The largest sea lion in the world, the Steller sea lion, is one of many ocean predators losing the race with industrial fisheries in the North Pacific ocean. Today, environmental groups Greenpeace, American Oceans Campaign, and the Sierra Club filed a lawsuit in federal court demanding that the National Marine Fisheries Service (NMFS) take action to prevent the collapse of the North Pacific ecosystem.

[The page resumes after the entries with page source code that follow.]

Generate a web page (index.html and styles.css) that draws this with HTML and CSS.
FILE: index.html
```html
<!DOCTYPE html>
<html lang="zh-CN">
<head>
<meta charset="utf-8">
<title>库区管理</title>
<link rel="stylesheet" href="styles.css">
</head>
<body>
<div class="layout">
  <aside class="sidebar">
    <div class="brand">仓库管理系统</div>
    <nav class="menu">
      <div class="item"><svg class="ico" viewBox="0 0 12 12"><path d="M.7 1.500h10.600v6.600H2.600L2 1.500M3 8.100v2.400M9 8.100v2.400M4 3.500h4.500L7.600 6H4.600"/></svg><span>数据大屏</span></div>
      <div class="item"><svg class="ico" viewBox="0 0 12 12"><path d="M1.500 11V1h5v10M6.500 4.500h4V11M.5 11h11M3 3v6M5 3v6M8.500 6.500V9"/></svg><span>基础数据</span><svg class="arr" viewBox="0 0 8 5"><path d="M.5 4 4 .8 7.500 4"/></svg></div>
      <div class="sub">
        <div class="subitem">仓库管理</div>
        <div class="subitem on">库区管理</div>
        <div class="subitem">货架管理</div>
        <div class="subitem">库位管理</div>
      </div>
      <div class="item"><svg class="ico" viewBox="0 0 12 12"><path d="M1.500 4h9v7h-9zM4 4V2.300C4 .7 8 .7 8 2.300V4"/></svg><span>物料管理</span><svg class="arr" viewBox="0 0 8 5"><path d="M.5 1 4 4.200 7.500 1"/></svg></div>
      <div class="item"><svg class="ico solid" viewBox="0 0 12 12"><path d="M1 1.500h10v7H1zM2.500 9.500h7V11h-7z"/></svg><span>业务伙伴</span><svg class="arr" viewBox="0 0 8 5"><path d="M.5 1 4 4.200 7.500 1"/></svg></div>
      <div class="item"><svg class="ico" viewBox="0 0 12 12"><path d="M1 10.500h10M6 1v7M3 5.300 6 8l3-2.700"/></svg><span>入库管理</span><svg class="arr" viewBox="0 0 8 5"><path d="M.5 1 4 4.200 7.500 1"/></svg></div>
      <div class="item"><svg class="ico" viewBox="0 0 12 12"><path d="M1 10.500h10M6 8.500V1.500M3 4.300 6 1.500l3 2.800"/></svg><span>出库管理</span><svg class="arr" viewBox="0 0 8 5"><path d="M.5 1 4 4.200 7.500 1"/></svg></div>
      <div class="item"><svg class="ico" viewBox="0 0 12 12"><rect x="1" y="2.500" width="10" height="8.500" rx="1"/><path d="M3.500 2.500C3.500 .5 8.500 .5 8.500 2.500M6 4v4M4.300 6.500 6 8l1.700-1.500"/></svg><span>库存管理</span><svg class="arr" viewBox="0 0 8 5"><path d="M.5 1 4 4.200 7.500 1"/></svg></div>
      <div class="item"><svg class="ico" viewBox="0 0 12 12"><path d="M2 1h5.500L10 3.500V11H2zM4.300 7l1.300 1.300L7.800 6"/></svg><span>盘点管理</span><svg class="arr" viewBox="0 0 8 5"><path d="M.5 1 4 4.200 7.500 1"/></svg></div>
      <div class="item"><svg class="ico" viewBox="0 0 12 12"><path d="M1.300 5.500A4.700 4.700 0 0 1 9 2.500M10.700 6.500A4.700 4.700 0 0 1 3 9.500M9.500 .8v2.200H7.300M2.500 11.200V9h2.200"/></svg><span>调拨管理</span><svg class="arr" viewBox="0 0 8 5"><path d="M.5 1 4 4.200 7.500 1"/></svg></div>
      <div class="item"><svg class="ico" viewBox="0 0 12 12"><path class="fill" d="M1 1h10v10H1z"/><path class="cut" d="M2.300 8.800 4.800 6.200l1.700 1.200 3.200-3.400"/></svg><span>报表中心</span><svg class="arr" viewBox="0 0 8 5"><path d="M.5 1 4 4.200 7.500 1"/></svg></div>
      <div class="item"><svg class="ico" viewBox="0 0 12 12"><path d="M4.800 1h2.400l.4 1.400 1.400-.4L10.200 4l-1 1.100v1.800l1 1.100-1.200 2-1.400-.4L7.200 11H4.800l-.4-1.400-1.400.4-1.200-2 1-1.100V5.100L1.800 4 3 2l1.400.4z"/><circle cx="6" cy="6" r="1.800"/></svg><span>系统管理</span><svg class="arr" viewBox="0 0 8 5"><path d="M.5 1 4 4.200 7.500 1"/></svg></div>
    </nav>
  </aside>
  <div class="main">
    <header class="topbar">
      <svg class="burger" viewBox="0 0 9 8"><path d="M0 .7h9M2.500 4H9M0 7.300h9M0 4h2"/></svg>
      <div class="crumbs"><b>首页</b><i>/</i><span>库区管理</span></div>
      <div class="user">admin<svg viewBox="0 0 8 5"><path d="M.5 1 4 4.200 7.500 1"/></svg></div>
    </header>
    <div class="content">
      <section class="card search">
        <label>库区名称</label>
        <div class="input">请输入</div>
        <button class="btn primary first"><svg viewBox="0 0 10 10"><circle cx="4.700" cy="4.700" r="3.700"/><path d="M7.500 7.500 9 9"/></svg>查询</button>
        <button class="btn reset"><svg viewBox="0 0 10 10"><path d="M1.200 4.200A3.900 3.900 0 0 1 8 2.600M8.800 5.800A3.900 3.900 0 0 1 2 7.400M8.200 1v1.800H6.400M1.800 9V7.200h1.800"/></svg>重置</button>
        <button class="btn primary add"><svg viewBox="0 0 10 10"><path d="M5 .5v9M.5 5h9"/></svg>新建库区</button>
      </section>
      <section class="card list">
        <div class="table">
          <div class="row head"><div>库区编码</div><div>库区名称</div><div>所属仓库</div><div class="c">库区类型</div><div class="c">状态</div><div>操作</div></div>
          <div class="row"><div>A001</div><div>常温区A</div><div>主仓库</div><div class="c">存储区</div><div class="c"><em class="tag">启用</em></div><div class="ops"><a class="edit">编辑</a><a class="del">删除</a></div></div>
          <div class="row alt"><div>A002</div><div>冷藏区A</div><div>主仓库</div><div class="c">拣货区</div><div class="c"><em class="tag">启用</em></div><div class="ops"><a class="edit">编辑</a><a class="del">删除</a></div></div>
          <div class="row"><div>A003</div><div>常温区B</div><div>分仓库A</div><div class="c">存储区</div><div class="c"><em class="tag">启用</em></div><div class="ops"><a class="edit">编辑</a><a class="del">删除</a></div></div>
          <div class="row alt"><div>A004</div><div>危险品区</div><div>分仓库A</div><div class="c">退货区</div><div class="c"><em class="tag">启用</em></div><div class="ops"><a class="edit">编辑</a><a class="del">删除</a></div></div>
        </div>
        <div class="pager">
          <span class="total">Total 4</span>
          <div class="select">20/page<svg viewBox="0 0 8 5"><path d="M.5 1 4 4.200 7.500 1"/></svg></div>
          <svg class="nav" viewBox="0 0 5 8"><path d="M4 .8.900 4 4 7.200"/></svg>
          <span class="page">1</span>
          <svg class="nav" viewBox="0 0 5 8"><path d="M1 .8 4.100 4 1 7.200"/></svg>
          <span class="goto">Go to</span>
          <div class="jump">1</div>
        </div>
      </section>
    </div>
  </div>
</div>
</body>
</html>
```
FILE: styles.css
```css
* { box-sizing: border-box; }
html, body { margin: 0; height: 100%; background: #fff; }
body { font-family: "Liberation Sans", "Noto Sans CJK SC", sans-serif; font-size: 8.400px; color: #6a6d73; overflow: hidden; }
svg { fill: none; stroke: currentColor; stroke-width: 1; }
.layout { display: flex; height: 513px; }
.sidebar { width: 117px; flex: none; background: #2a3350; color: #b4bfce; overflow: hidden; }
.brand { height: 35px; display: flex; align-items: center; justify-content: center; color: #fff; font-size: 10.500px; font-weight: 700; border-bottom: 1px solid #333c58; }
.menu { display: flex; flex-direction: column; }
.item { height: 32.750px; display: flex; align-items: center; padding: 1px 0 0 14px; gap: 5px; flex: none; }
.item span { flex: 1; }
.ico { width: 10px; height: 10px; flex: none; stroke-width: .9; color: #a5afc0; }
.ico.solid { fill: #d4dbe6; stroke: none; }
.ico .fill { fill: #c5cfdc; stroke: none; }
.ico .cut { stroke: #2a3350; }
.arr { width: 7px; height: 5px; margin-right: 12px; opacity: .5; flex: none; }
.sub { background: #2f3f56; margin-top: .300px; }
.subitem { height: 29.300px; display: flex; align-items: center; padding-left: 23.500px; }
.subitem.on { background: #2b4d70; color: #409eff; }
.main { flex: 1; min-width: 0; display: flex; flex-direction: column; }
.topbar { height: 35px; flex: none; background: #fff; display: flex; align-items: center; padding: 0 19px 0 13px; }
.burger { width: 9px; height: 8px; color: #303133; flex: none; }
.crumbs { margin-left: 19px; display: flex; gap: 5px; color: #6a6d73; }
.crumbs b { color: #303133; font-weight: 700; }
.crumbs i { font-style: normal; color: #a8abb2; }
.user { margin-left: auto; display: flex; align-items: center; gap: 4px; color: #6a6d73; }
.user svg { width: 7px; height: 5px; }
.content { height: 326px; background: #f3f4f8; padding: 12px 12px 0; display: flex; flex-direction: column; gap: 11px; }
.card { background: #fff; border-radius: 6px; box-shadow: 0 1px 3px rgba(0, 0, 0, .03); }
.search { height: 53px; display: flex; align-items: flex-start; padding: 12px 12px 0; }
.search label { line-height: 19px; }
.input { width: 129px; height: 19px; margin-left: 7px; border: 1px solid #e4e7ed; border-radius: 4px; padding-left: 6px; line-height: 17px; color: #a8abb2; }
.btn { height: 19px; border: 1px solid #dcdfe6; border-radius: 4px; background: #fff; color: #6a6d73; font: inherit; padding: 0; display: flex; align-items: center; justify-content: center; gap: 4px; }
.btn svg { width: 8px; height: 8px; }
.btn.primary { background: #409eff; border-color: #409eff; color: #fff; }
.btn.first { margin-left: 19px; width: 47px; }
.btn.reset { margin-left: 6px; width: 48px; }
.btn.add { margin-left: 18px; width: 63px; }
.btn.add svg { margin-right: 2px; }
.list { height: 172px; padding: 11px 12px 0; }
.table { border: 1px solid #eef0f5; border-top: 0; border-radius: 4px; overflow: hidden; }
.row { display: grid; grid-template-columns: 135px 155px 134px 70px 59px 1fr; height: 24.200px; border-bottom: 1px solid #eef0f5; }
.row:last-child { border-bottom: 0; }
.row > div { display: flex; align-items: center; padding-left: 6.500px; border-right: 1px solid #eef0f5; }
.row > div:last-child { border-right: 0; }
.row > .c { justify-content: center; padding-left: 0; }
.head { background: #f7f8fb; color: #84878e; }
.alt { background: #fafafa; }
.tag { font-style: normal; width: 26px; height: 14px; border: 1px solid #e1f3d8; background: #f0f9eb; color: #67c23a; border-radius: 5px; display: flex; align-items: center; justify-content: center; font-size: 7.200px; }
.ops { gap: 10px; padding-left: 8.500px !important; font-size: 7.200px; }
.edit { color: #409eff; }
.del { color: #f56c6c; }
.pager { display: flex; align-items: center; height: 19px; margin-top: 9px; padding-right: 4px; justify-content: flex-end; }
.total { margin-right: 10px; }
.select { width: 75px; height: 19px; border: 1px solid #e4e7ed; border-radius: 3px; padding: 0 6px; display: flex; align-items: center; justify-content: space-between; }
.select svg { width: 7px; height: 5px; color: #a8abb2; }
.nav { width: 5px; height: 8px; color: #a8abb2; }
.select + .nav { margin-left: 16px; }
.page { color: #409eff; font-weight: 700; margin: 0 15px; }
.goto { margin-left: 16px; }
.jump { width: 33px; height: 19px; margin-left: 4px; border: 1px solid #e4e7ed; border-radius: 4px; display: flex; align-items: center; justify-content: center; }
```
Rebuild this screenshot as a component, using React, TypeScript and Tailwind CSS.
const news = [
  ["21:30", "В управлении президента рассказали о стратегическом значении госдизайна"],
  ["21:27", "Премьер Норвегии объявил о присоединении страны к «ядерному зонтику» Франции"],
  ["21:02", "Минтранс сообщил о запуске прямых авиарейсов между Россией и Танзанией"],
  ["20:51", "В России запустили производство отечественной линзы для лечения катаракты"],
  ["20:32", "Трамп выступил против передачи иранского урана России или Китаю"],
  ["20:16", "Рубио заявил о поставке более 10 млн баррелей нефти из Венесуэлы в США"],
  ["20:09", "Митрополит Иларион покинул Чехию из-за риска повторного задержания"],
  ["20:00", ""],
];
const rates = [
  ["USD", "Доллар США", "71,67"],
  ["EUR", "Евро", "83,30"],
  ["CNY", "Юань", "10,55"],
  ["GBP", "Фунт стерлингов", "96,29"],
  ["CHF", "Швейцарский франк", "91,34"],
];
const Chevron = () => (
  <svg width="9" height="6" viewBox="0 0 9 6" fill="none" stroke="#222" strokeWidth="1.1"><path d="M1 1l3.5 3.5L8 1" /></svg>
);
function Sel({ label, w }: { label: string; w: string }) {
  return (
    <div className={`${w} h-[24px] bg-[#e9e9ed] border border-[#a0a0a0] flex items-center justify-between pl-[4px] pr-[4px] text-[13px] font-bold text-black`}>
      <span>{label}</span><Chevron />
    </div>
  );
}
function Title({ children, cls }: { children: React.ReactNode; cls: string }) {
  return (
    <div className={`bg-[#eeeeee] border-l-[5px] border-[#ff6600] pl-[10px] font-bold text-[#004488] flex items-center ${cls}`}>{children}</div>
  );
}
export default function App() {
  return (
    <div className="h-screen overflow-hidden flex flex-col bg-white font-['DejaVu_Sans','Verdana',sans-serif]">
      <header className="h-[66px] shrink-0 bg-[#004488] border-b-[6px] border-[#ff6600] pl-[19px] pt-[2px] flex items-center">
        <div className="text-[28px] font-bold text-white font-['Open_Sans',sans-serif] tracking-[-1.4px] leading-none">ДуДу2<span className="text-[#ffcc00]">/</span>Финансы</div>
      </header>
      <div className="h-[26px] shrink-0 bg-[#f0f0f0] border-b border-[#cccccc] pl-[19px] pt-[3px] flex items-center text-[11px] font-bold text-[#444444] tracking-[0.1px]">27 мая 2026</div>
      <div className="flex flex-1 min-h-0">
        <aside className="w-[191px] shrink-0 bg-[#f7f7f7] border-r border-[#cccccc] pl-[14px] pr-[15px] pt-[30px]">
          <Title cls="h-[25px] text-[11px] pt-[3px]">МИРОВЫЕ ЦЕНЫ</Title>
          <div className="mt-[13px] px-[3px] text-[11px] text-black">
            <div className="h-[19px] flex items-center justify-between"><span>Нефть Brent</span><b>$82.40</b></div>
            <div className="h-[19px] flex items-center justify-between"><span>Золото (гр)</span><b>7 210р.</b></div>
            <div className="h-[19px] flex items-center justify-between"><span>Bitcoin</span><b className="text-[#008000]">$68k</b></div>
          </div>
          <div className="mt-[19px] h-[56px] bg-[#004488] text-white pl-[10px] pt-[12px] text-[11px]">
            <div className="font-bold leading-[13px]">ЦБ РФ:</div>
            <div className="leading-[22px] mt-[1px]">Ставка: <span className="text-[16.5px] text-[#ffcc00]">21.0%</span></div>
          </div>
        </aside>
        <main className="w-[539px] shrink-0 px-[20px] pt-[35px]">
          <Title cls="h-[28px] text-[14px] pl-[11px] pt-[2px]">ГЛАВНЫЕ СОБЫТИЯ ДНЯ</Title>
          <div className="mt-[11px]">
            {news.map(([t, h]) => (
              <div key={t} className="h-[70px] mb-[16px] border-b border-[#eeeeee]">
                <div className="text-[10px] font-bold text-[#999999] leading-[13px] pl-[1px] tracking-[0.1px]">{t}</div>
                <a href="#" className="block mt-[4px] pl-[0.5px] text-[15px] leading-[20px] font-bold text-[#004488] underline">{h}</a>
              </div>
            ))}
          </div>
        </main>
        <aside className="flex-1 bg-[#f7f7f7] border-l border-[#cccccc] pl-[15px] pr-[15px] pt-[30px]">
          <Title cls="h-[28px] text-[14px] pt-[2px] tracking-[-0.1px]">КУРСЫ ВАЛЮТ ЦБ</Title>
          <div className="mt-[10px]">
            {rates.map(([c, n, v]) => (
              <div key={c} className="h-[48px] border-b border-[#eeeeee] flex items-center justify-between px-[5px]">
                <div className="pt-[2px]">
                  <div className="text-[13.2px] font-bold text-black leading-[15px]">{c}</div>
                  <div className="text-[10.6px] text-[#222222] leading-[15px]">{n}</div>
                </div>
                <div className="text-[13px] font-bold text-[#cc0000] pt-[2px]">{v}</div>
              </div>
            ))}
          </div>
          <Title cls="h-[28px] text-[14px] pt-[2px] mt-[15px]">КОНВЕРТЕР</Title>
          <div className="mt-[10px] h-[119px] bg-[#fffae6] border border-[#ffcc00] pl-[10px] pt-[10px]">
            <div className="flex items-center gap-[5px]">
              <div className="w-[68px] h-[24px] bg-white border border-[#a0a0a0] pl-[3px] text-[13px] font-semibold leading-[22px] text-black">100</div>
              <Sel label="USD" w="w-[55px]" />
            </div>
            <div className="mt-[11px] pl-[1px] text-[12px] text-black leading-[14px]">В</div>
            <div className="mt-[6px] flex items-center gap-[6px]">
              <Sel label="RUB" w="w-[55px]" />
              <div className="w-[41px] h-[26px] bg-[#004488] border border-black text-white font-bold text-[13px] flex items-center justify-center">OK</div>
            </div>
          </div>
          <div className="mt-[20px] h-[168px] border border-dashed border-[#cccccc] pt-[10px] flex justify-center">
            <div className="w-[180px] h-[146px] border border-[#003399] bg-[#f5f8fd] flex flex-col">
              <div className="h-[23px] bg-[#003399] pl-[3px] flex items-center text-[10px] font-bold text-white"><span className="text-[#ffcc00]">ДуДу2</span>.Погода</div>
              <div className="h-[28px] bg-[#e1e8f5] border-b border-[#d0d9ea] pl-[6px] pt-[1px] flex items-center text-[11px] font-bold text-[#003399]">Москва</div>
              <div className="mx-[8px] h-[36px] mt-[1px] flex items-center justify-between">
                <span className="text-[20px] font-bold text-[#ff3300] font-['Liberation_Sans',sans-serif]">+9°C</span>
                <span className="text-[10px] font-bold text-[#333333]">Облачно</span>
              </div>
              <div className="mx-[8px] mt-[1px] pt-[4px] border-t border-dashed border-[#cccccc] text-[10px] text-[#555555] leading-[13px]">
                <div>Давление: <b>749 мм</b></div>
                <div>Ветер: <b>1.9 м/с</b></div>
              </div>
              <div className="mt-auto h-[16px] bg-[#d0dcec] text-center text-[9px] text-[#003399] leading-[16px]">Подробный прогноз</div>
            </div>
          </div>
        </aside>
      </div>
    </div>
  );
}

“NMFS has allowed industrial trawlers to suck huge volumes of fish from our oceans,” said Doug Ruley, staff attorney for the Earthjustice Legal Defense Fund, formerly the Sierra Club Legal Defense Fund. “Will we watch the extinction of our ocean’s top predators in Alaska before we say enough is enough?” The Legal Defense Fund and Trustees for Alaska filed the lawsuit today in the western district court of Washington state on behalf of the environmental groups.

The abundant waters of the Bering Sea and Gulf of Alaska once teemed with one of the world’s largest concentrations of sea lions, fur and harbor seals, and seabirds. Today, intensive industrial trawling in the North Pacific seas is depleting fish populations, harming habitat, and unnecessarily disrupting the ocean web of life. This industrial-scale fishing also takes food away from the ocean’s top-of-the-food-chain predators, including the now-endangered Steller sea lion.

“What is happening to the Steller sea lion is an indication of damage to the ecosystem,” noted Sue Sabella, Oceans Campaign Director for Greenpeace. “The Steller, other wildlife, the fishing industry, and local communities all depend on this ecosystem, which is being destroyed by over fishing.”

Steller sea lion populations have plummeted in the last 30 years, while industrial trawling has skyrocketed. An 85% decline in sea lion and harbor seal populations in certain areas of the Bering Sea and Gulf of Alaska has coincided closely with a doubling of the pollock, mackerel, and cod catches.

“Declining populations of these marine mammals and seabirds tells us a story about an ailing ecosystem. It’s clear that NMFS is managing the North Pacific fisheries with only one goal in mind: maximizing the quantity of fish caught today with little thought of tomorrow or of other species,” said Tanya Dobrzynski, Fisheries Coordinator for American Oceans Campaign.

The lawsuit takes NMFS to task for failing to take a comprehensive look at the impacts of commercial groundfish fisheries in Alaska since 1981, despite the dramatic downward changes in the ecosystem.

The lawsuit also charges that NMFS is failing to protect the top predator in this ecosystem — the endangered Steller sea lion — and its critical habitat from overfishing, as required by the Endangered Species Act (ESA).